PC Gamer: Since it is free, making a mod of Alien Swarm is like making a free standalone thing.
Doug Lombardi: Correct. You have to do that one extra step. There's two that are required, you have to say what you made, you'd have to say, “My thing is free”, and then you'd have to point people to Alien Swarm as a base piece to get the engine. But you could say, “I created this really cool thing and there's this free path to all of it,” yes.
PC Gamer: Was that a side effect of the way you did this or is that what you wanted to happen?
Jonathan Sutton: We wanted that to happen.

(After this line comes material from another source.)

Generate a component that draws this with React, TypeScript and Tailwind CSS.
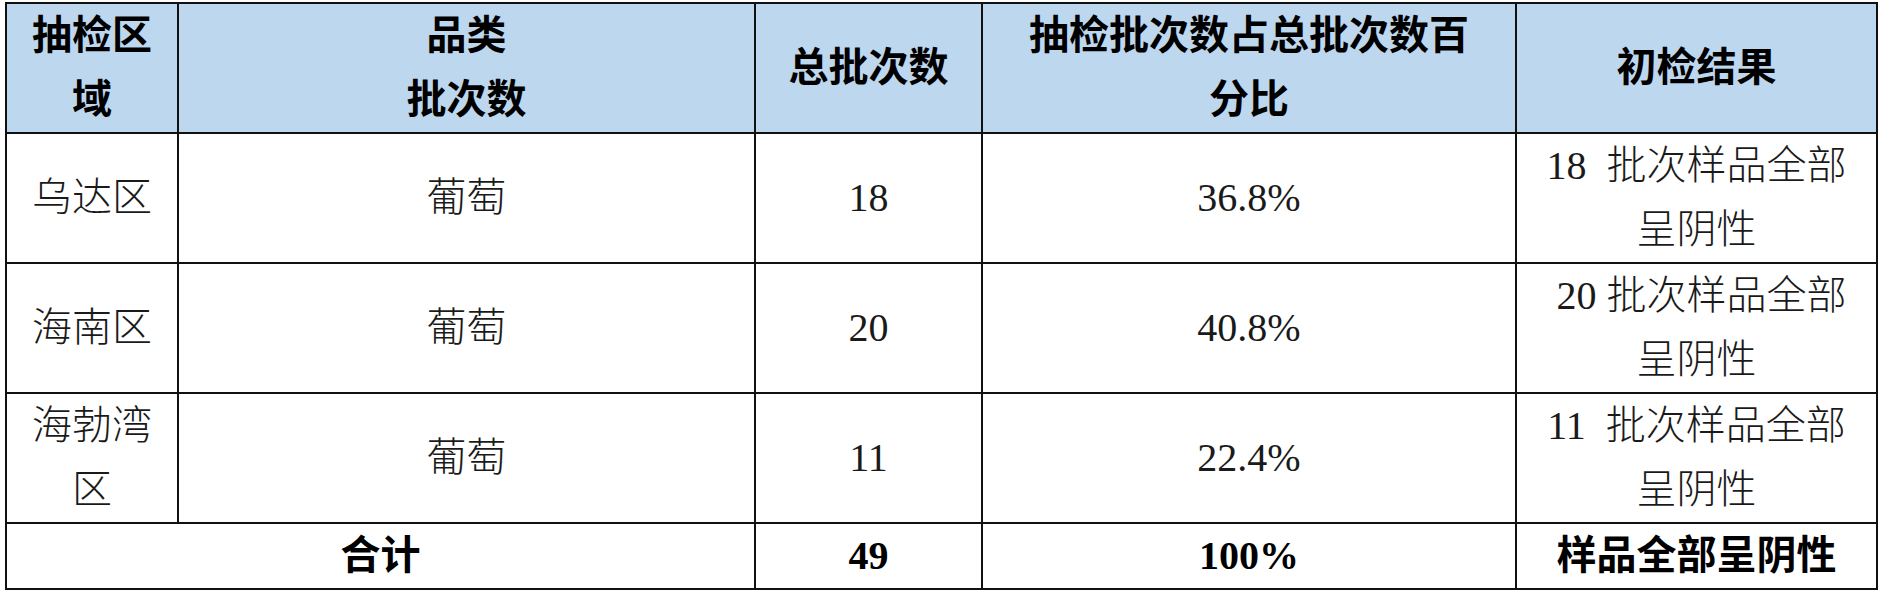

Doug Lombardi: Absolutely, a big point of this release for us was to really re-energise that community with some stuff, and a lot of the work they did we think will help people get there more easily, hopefully, or people who are already there do more creative things, giving away code and base stuff for free is a way to get that going.
PC Gamer: Have you seen any community created stuff coming out already?
Jonathan Sutton: Yeah, there's a great thread in our forum, the work in progress thread. If you look through that, there's tons of screen shots of maps people are just starting to build, some of them are looking really good, I'm really looking forward to that. I remember with the old version of Alien Swarm, there was a custom mission I played that took seven hours. So I'm hoping someone steps up and makes a mission [like that].
PC Gamer: You must have been a wreck at the end of that.
Jonathan Sutton: Yeah, it was really stressful!
PC Gamer: For me, I was a fan of the mod back in the day, even though I was terrible at it - I don't think I ever completed a single mission. It's just really cool that everyone has it now, and I can play Alien Swarm with my friends.
Jonathan Sutton: That's one of the things with making a mod, you have to really choose your platform very carefully. When we built Alien Swarm with UT, that community was so much smaller than Half-Life, that if we had just built it on Half-Life originally we would have had one hundred times the number of players, just because of the platform we chose. Now, because you don't even require to pay for a base game, the potential audience is huge.
PC Gamer: Jonathan, thanks very much.